#### Information shown ####
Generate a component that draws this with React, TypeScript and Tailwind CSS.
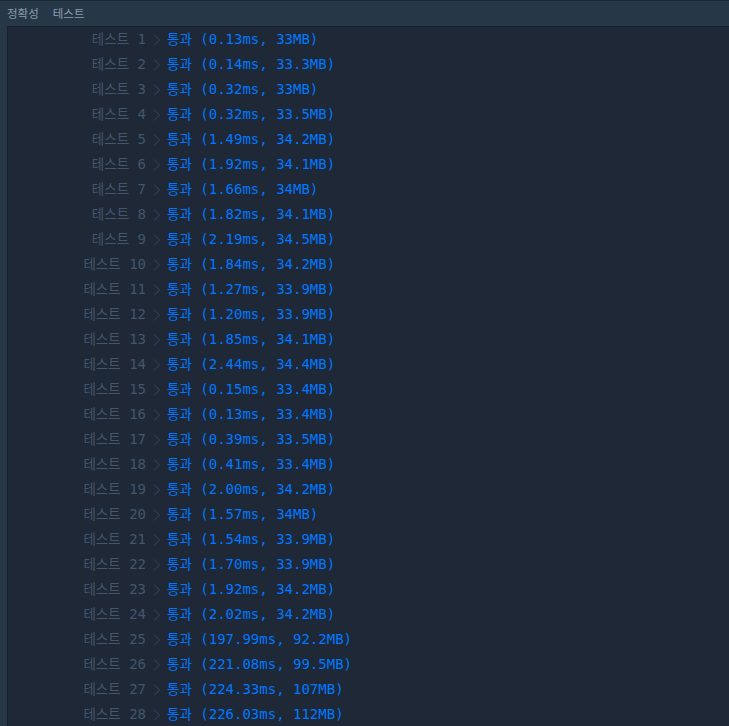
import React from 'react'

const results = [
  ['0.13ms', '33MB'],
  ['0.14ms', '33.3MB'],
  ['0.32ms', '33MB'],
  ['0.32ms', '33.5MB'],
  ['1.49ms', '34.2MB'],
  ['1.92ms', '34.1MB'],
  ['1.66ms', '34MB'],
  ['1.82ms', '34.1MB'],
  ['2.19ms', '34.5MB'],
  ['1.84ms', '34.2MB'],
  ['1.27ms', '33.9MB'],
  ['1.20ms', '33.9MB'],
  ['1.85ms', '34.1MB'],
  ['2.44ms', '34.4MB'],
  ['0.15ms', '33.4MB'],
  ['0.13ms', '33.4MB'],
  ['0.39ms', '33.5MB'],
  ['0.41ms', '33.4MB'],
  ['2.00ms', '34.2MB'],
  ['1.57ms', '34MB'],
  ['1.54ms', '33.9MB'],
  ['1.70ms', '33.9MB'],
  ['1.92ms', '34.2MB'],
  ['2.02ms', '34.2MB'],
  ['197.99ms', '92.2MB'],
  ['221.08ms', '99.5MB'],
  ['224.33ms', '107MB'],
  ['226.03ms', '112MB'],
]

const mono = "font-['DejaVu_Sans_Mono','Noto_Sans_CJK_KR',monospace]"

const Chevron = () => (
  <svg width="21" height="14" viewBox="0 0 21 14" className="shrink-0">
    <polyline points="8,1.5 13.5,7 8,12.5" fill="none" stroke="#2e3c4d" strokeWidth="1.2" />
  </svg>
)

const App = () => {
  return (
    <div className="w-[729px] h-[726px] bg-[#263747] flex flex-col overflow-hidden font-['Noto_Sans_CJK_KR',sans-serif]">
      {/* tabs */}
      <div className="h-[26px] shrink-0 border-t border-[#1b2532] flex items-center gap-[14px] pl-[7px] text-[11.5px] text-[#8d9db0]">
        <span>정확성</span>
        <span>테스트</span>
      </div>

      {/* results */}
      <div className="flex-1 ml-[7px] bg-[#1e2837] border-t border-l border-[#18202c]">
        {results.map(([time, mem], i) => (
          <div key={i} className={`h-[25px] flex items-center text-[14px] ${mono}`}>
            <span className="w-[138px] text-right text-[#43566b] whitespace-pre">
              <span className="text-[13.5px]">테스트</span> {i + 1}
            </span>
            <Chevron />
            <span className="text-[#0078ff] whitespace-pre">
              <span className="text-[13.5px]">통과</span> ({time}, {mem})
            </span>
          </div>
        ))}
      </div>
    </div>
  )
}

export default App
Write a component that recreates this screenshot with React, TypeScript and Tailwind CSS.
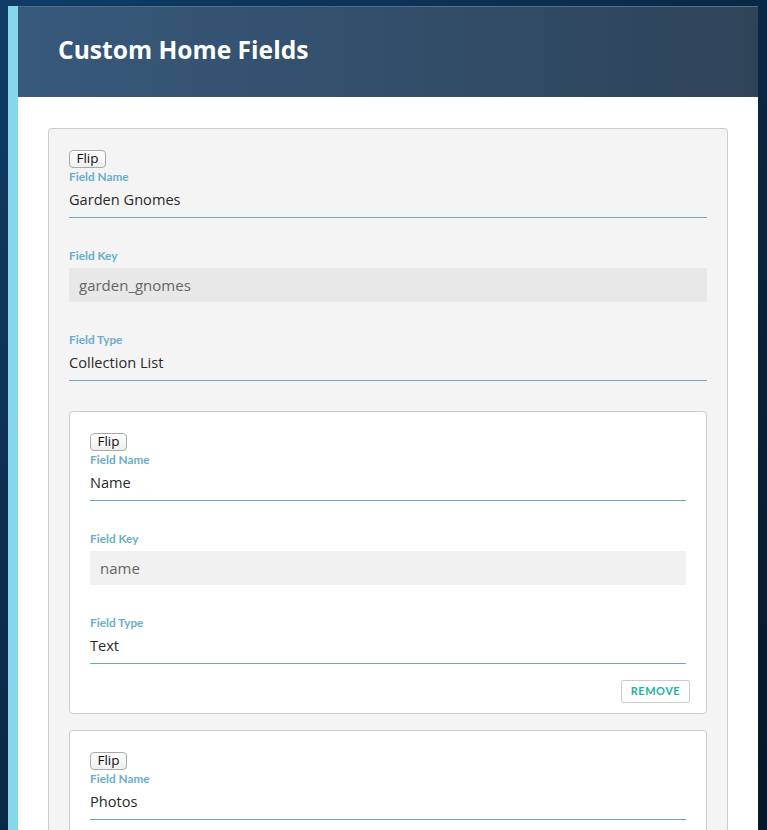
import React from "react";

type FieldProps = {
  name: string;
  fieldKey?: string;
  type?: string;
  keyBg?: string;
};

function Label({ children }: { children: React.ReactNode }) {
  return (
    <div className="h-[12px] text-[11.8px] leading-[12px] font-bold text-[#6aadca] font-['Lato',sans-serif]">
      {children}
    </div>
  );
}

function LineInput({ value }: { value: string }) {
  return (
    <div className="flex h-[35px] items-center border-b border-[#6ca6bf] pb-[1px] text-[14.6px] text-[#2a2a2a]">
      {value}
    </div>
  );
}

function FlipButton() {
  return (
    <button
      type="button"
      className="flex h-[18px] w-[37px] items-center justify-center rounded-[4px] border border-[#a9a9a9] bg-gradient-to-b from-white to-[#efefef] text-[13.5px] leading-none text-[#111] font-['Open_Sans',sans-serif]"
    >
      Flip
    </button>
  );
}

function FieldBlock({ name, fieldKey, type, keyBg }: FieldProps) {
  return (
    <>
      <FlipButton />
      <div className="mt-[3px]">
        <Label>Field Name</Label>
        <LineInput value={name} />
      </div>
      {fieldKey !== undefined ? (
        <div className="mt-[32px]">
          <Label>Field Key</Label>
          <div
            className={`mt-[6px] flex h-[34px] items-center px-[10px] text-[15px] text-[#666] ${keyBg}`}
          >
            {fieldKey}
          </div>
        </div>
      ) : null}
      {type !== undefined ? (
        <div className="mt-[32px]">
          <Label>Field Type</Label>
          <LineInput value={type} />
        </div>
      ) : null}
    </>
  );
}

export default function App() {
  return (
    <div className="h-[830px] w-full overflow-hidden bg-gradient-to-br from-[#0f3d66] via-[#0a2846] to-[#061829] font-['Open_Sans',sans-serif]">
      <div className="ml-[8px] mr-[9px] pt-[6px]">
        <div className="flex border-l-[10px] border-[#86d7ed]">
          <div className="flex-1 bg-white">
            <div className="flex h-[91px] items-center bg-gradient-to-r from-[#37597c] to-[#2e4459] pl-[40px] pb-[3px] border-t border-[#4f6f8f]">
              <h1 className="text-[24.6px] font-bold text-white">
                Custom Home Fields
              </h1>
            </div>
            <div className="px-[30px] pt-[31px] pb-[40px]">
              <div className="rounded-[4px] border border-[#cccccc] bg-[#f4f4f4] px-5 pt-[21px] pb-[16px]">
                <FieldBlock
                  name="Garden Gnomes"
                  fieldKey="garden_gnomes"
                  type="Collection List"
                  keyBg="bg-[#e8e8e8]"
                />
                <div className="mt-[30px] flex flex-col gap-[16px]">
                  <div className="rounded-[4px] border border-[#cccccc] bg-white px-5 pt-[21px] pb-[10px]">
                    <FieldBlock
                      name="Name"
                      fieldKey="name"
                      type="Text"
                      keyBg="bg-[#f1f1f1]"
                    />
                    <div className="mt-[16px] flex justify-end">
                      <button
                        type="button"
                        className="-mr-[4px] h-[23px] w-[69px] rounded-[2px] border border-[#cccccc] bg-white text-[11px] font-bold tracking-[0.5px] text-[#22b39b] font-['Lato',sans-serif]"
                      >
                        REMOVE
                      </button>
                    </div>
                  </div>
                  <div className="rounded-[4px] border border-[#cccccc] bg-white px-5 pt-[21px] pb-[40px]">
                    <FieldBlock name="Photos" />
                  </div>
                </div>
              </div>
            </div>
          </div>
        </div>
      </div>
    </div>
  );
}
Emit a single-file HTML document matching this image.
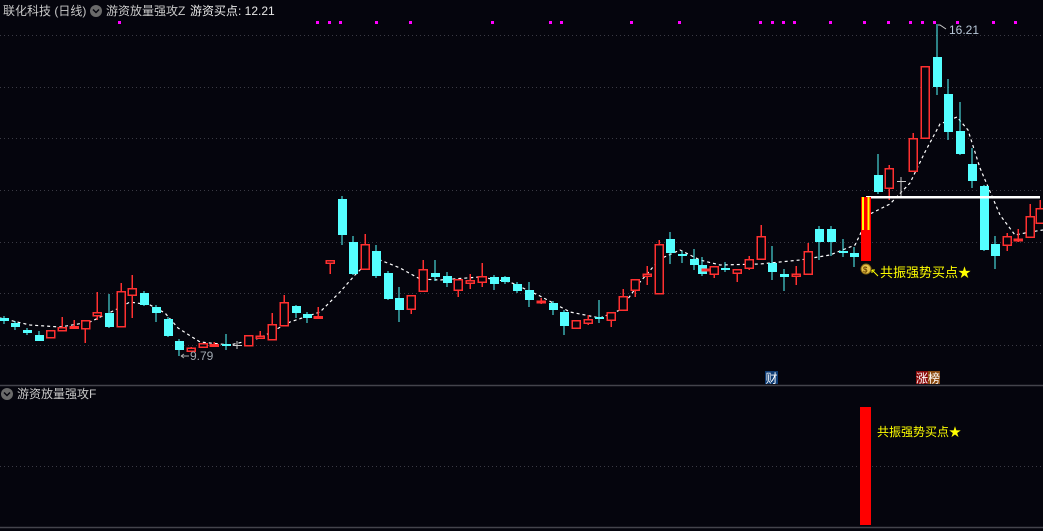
####
Short task — Omit the pictures, then quote the rest of the material above exactly.

Exercise result —
Generate a component that draws this with React, TypeScript and Tailwind CSS.
import React from 'react'

const results = [
  ['0.13ms', '33MB'],
  ['0.14ms', '33.3MB'],
  ['0.32ms', '33MB'],
  ['0.32ms', '33.5MB'],
  ['1.49ms', '34.2MB'],
  ['1.92ms', '34.1MB'],
  ['1.66ms', '34MB'],
  ['1.82ms', '34.1MB'],
  ['2.19ms', '34.5MB'],
  ['1.84ms', '34.2MB'],
  ['1.27ms', '33.9MB'],
  ['1.20ms', '33.9MB'],
  ['1.85ms', '34.1MB'],
  ['2.44ms', '34.4MB'],
  ['0.15ms', '33.4MB'],
  ['0.13ms', '33.4MB'],
  ['0.39ms', '33.5MB'],
  ['0.41ms', '33.4MB'],
  ['2.00ms', '34.2MB'],
  ['1.57ms', '34MB'],
  ['1.54ms', '33.9MB'],
  ['1.70ms', '33.9MB'],
  ['1.92ms', '34.2MB'],
  ['2.02ms', '34.2MB'],
  ['197.99ms', '92.2MB'],
  ['221.08ms', '99.5MB'],
  ['224.33ms', '107MB'],
  ['226.03ms', '112MB'],
]

const mono = "font-['DejaVu_Sans_Mono','Noto_Sans_CJK_KR',monospace]"

const Chevron = () => (
  <svg width="21" height="14" viewBox="0 0 21 14" className="shrink-0">
    <polyline points="8,1.5 13.5,7 8,12.5" fill="none" stroke="#2e3c4d" strokeWidth="1.2" />
  </svg>
)

const App = () => {
  return (
    <div className="w-[729px] h-[726px] bg-[#263747] flex flex-col overflow-hidden font-['Noto_Sans_CJK_KR',sans-serif]">
      {/* tabs */}
      <div className="h-[26px] shrink-0 border-t border-[#1b2532] flex items-center gap-[14px] pl-[7px] text-[11.5px] text-[#8d9db0]">
        <span>정확성</span>
        <span>테스트</span>
      </div>

      {/* results */}
      <div className="flex-1 ml-[7px] bg-[#1e2837] border-t border-l border-[#18202c]">
        {results.map(([time, mem], i) => (
          <div key={i} className={`h-[25px] flex items-center text-[14px] ${mono}`}>
            <span className="w-[138px] text-right text-[#43566b] whitespace-pre">
              <span className="text-[13.5px]">테스트</span> {i + 1}
            </span>
            <Chevron />
            <span className="text-[#0078ff] whitespace-pre">
              <span className="text-[13.5px]">통과</span> ({time}, {mem})
            </span>
          </div>
        ))}
      </div>
    </div>
  )
}

export default App
Write a component that recreates this screenshot with React, TypeScript and Tailwind CSS.
import React from "react";

type FieldProps = {
  name: string;
  fieldKey?: string;
  type?: string;
  keyBg?: string;
};

function Label({ children }: { children: React.ReactNode }) {
  return (
    <div className="h-[12px] text-[11.8px] leading-[12px] font-bold text-[#6aadca] font-['Lato',sans-serif]">
      {children}
    </div>
  );
}

function LineInput({ value }: { value: string }) {
  return (
    <div className="flex h-[35px] items-center border-b border-[#6ca6bf] pb-[1px] text-[14.6px] text-[#2a2a2a]">
      {value}
    </div>
  );
}

function FlipButton() {
  return (
    <button
      type="button"
      className="flex h-[18px] w-[37px] items-center justify-center rounded-[4px] border border-[#a9a9a9] bg-gradient-to-b from-white to-[#efefef] text-[13.5px] leading-none text-[#111] font-['Open_Sans',sans-serif]"
    >
      Flip
    </button>
  );
}

function FieldBlock({ name, fieldKey, type, keyBg }: FieldProps) {
  return (
    <>
      <FlipButton />
      <div className="mt-[3px]">
        <Label>Field Name</Label>
        <LineInput value={name} />
      </div>
      {fieldKey !== undefined ? (
        <div className="mt-[32px]">
          <Label>Field Key</Label>
          <div
            className={`mt-[6px] flex h-[34px] items-center px-[10px] text-[15px] text-[#666] ${keyBg}`}
          >
            {fieldKey}
          </div>
        </div>
      ) : null}
      {type !== undefined ? (
        <div className="mt-[32px]">
          <Label>Field Type</Label>
          <LineInput value={type} />
        </div>
      ) : null}
    </>
  );
}

export default function App() {
  return (
    <div className="h-[830px] w-full overflow-hidden bg-gradient-to-br from-[#0f3d66] via-[#0a2846] to-[#061829] font-['Open_Sans',sans-serif]">
      <div className="ml-[8px] mr-[9px] pt-[6px]">
        <div className="flex border-l-[10px] border-[#86d7ed]">
          <div className="flex-1 bg-white">
            <div className="flex h-[91px] items-center bg-gradient-to-r from-[#37597c] to-[#2e4459] pl-[40px] pb-[3px] border-t border-[#4f6f8f]">
              <h1 className="text-[24.6px] font-bold text-white">
                Custom Home Fields
              </h1>
            </div>
            <div className="px-[30px] pt-[31px] pb-[40px]">
              <div className="rounded-[4px] border border-[#cccccc] bg-[#f4f4f4] px-5 pt-[21px] pb-[16px]">
                <FieldBlock
                  name="Garden Gnomes"
                  fieldKey="garden_gnomes"
                  type="Collection List"
                  keyBg="bg-[#e8e8e8]"
                />
                <div className="mt-[30px] flex flex-col gap-[16px]">
                  <div className="rounded-[4px] border border-[#cccccc] bg-white px-5 pt-[21px] pb-[10px]">
                    <FieldBlock
                      name="Name"
                      fieldKey="name"
                      type="Text"
                      keyBg="bg-[#f1f1f1]"
                    />
                    <div className="mt-[16px] flex justify-end">
                      <button
                        type="button"
                        className="-mr-[4px] h-[23px] w-[69px] rounded-[2px] border border-[#cccccc] bg-white text-[11px] font-bold tracking-[0.5px] text-[#22b39b] font-['Lato',sans-serif]"
                      >
                        REMOVE
                      </button>
                    </div>
                  </div>
                  <div className="rounded-[4px] border border-[#cccccc] bg-white px-5 pt-[21px] pb-[40px]">
                    <FieldBlock name="Photos" />
                  </div>
                </div>
              </div>
            </div>
          </div>
        </div>
      </div>
    </div>
  );
}
Emit a single-file HTML document matching this image.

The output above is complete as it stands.